While the local utilities have been criticized for fibbing to the legislature last year and for skewing facts in other areas, HECO’s assertion that Hawai`i’s energy industry is too small and too concentrated for full-scale competition is not necessarily self-serving bunk.

To some extent, HECO’s arguments are supported by the Consumers Union/Consumer Federation of America. The group analyzed deregulation in its recent report, Reconsidering Electricity Restructuring: Do Market Problems Indicate A Short Circuit of A Total Blackout?

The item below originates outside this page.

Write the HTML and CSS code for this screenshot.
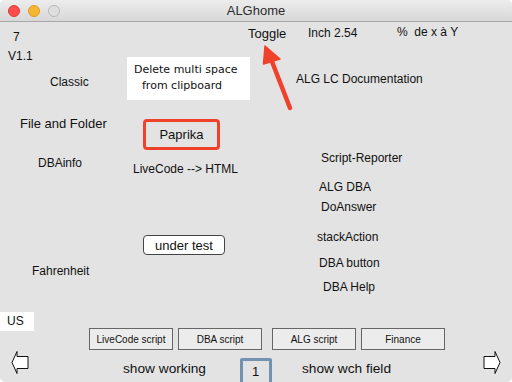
FILE: index.html
```html
<!DOCTYPE html>
<html>
	<head>
		<meta charset="UTF-8">
		<title>ALGhome</title>
		<link rel="stylesheet" href="styles.css">
	</head>
	<body>
		<div class="window">
			<div class="titlebar">
				<div class="lights">
					<span class="light red"></span>
					<span class="light yellow"></span>
					<span class="light off"></span>
				</div>
				<div class="title">ALGhome</div>
			</div>

			<!-- card: controls sit where the stack author dropped them -->
			<div class="card">
				<span class="lbl" style="left:13px; top:7px;">7</span>
				<span class="lbl" style="left:8px; top:26px;">V1.1</span>
				<span class="lbl big" style="left:248px; top:4px;">Toggle</span>
				<span class="lbl" style="left:308px; top:3px;">Inch 2.54</span>
				<span class="lbl pre" style="left:397px; top:2px;">%  de x à Y</span>

				<span class="lbl" style="left:50px; top:52px;">Classic</span>
				<div class="note" style="left:127px; top:35px;">
					<div>Delete multi space</div>
					<div class="indent">from clipboard</div>
				</div>
				<span class="lbl" style="left:296px; top:49px;">ALG LC Documentation</span>

				<span class="lbl big" style="left:20px; top:94px;">File and Folder</span>
				<div class="paprika" style="left:143px; top:97px;">Paprika</div>

				<span class="lbl" style="left:38px; top:133px;">DBAinfo</span>
				<span class="lbl" style="left:133px; top:139px;">LiveCode --&gt; HTML</span>
				<span class="lbl" style="left:321px; top:128px;">Script-Reporter</span>
				<span class="lbl" style="left:319px; top:157px;">ALG DBA</span>
				<span class="lbl" style="left:321px; top:177px;">DoAnswer</span>

				<div class="btn round" style="left:143px; top:213px;">under test</div>
				<span class="lbl" style="left:317px; top:207px;">stackAction</span>
				<span class="lbl" style="left:32px; top:241px;">Fahrenheit</span>
				<span class="lbl" style="left:319px; top:233px;">DBA button</span>
				<span class="lbl" style="left:323px; top:257px;">DBA Help</span>

				<div class="field us" style="left:0px; top:290px;">US</div>

				<div class="btnrow" style="left:89px; top:306px;">
					<div class="btn sq">LiveCode script</div>
					<div class="btn sq">DBA script</div>
					<div class="btn sq gap">ALG script</div>
					<div class="btn sq">Finance</div>
				</div>

				<svg class="nav" style="left:11px; top:329px;" width="18" height="23" viewBox="0 0 18 23">
					<polygon points="1,11.5 6,0.5 6,5.5 17,5.5 17,17.5 6,17.5 6,22.5" fill="#fff" stroke="#111" stroke-width="1"/>
				</svg>
				<svg class="nav" style="left:483px; top:329px;" width="18" height="23" viewBox="0 0 18 23">
					<polygon points="17,11.5 12,0.5 12,5.5 1,5.5 1,17.5 12,17.5 12,22.5" fill="#fff" stroke="#111" stroke-width="1"/>
				</svg>

				<span class="lbl show" style="left:123px; top:339px;">show working</span>
				<div class="numfield" style="left:240px; top:336px;">1</div>
				<span class="lbl show" style="left:302px; top:339px;">show wch field</span>

				<svg class="mark" width="512" height="140" viewBox="0 0 512 140">
					<line x1="290" y1="86" x2="271" y2="37" stroke="#f0412b" stroke-width="4.5" stroke-linecap="round"/>
					<polygon points="265,24 263.5,42 280,37" fill="#f0412b" stroke="#f0412b" stroke-width="1.5" stroke-linejoin="round"/>
				</svg>
			</div>
		</div>
	</body>
</html>
```

FILE: styles.css
```css
* {
	margin: 0;
	padding: 0;
	box-sizing: border-box;
}

body {
	width: 512px;
	height: 382px;
	background: #fff;
	font-family: "Liberation Sans", Arial, sans-serif;
	color: #111;
	overflow: hidden;
}

.window {
	width: 512px;
	height: 382px;
	display: flex;
	flex-direction: column;
	background: #e3e3e3;
	border-radius: 5px;
	overflow: hidden;
}

.titlebar {
	height: 22px;
	position: relative;
	display: flex;
	align-items: center;
	justify-content: center;
	background: linear-gradient(#ececec, #d8d8d8);
	border-bottom: 1px solid #a8a8a8;
	flex: none;
}

.lights {
	position: absolute;
	left: 8px;
	top: 5px;
	display: flex;
	gap: 8px;
}

.light {
	width: 12px;
	height: 12px;
	border-radius: 50%;
}
.light.red {
	background: #fc4d4a;
	border: 1px solid #df3a37;
}
.light.yellow {
	background: #f7b632;
	border: 1px solid #dc9c22;
}
.light.off {
	background: #dedede;
	border: 1px solid #b8b8b8;
}

.title {
	font-size: 13px;
	color: #2b2b2b;
	line-height: 16px;
}

.card {
	position: relative;
	flex: 1;
}

.lbl {
	position: absolute;
	font-size: 12px;
	line-height: 16px;
	white-space: nowrap;
}
.lbl.big {
	font-size: 13px;
}
.lbl.pre {
	white-space: pre;
}
.lbl.show {
	font-size: 13.7px;
}

.note {
	position: absolute;
	width: 123px;
	height: 43px;
	background: #fff;
	padding: 5px 0 0 7px;
	font-family: "DejaVu Sans", sans-serif;
	font-size: 11px;
	line-height: 16px;
	color: #111;
}
.note .indent {
	padding-left: 8px;
}

.paprika {
	position: absolute;
	width: 77px;
	height: 31px;
	border: 3px solid #f0412b;
	border-radius: 4px;
	font-size: 13px;
	display: flex;
	align-items: center;
	justify-content: center;
}

.btn {
	background: #fff;
	border: 1px solid #555;
	display: flex;
	align-items: center;
	justify-content: center;
}
.btn.round {
	position: absolute;
	width: 82px;
	height: 20px;
	border-radius: 4px;
	font-size: 13px;
	border-color: #444;
}

.btnrow {
	position: absolute;
	display: flex;
	gap: 5px;
}
.btn.sq {
	width: 84px;
	height: 22px;
	background: #ececec;
	border-color: #666;
	font-size: 10px;
}
.btn.sq.gap {
	margin-left: 5px;
}

.field {
	position: absolute;
	background: #fff;
}
.field.us {
	width: 34px;
	height: 19px;
	font-size: 12px;
	line-height: 19px;
	padding-left: 7px;
}

.nav {
	position: absolute;
}

.numfield {
	position: absolute;
	width: 32px;
	height: 30px;
	border: 3px solid #7192b1;
	border-radius: 2px;
	font-size: 13px;
	line-height: 16px;
	padding: 3px 0 0 9px;
}

.mark {
	position: absolute;
	left: 0;
	top: 0;
	pointer-events: none;
}
```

“Open highways of commerce are a necessary, but not sufficient condition for competitive markets. Markets must be de-monopolized and de-concentrated before they are deregulated or prices will be higher than they should be,” the report states. It recommends there be no deregulation unless “responsible antitrust authorities” determine an absence of market power. The report also states that the biggest problem facing energy competition on the mainland is the failure of interstate transmission systems.

The causes for the price spikes, power shortages and brownouts on the mainland are “structural and long-term,” the report continues, and include inadequate power supply, a lack of incentives to reduce demand, an unfriendly market structure, and poor conduct by public and private entities involved are responsible.

There should be no more deregulation of the electric industry until states can demonstrate how consumers will benefit, the report concludes.

Hawai`i’s PUC may be following this advice. The last significant action taken in its deregulation docket occurred in October 1998, when it received everyone’s position statements. Since then, all sections of the PUC – including research, legal, and accounting – have been conducting their own research in addition to reviewing testimony. And as the PUC’s Nakazawa told Environment Hawai`i, she has no idea when a decision will be reached.